What Actually Causes Terpenes to Degrade
Most terpene shelf life issues trace back to four drivers: oxygen, light/heat, headspace + repeated opening, and contamination. Fix those and you reduce drift fast.
1) Oxygen: oxidation (the biggest driver)
Oxygen exposure slowly changes terpene composition. Research on limonene oxidation shows that exposure to air can significantly alter terpene chemistry over time. You might not notice immediately—until a batch starts showing:
- “Sharper” top notes that weren’t there before
- Duller mid-notes (“missing body”)
- A generic, flattened aroma
Oxidation is a major cause of profile drift.

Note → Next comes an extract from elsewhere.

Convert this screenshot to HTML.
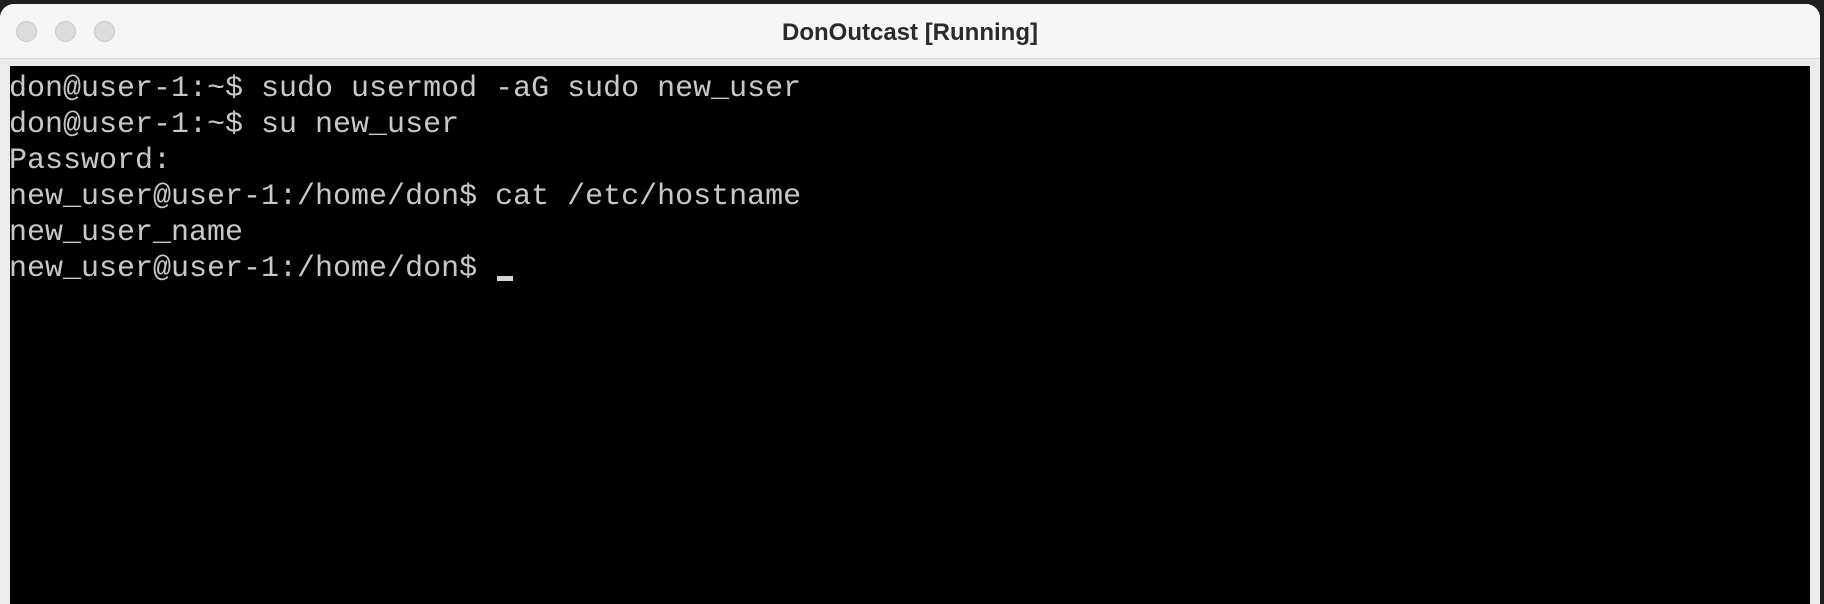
<!DOCTYPE html>
<html><head><style>
html,body{margin:0;padding:0;width:1824px;height:584px;overflow:hidden;background:#1e1e1e;}
.win{position:absolute;left:0;top:4px;width:1820px;height:600px;background:#ececec;border-radius:14px 14px 0 0;overflow:hidden;}
.title{position:absolute;left:0;top:0;width:100%;height:54px;background:#f6f6f6;border-bottom:1px solid #d6d6d6;}
.dot{position:absolute;top:17px;width:21px;height:21px;border-radius:50%;background:#dcdcdc;border:1px solid #c8c8c8;box-sizing:border-box;}
.ttl{position:absolute;left:0;right:0;top:15px;text-align:center;font:bold 24px "Liberation Sans",sans-serif;color:#2a2a2a;}
.term{position:absolute;left:10px;top:62px;width:1800px;height:540px;background:#000;}
pre{margin:0;position:absolute;left:-1px;top:5px;font:30px/36px "Liberation Mono",monospace;color:#c8c8c8;}
.cur{position:absolute;left:487px;top:210px;width:16px;height:5px;background:#d4d4d4;}
</style></head><body>
<div class="win">
 <div class="title">
  <div class="dot" style="left:16px"></div>
  <div class="dot" style="left:55px"></div>
  <div class="dot" style="left:94px"></div>
  <div class="ttl">DonOutcast [Running]</div>
 </div>
 <div class="term">
<pre>don@user-1:~$ sudo usermod -aG sudo new_user
don@user-1:~$ su new_user
Password:
new_user@user-1:/home/don$ cat /etc/hostname
new_user_name
new_user@user-1:/home/don$ </pre>
<div class="cur"></div>
 </div>
</div>
</body></html>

Full breakdown here: Why Profiles Drift (Oxidation + Missing Minors).
2) Light + heat: they speed up the clock
Heat accelerates chemical change and increases volatility. Light (especially UV) can also push reactions and degrade sensitive compounds, as demonstrated in research on citrus oil degradation under light and oxygen exposure. Translation: bad storage turns “months” into “weeks.”
- Don’t store near windows, heat sources, or hot processing areas
- Avoid temperature cycling; stability matters as much as absolute temperature
3) Headspace + repeated opening: you’re exchanging air every time
Every opening swaps headspace: oxygen goes in, volatiles leave. If one bottle is opened repeatedly for small pulls, it “ages” faster than a sealed container.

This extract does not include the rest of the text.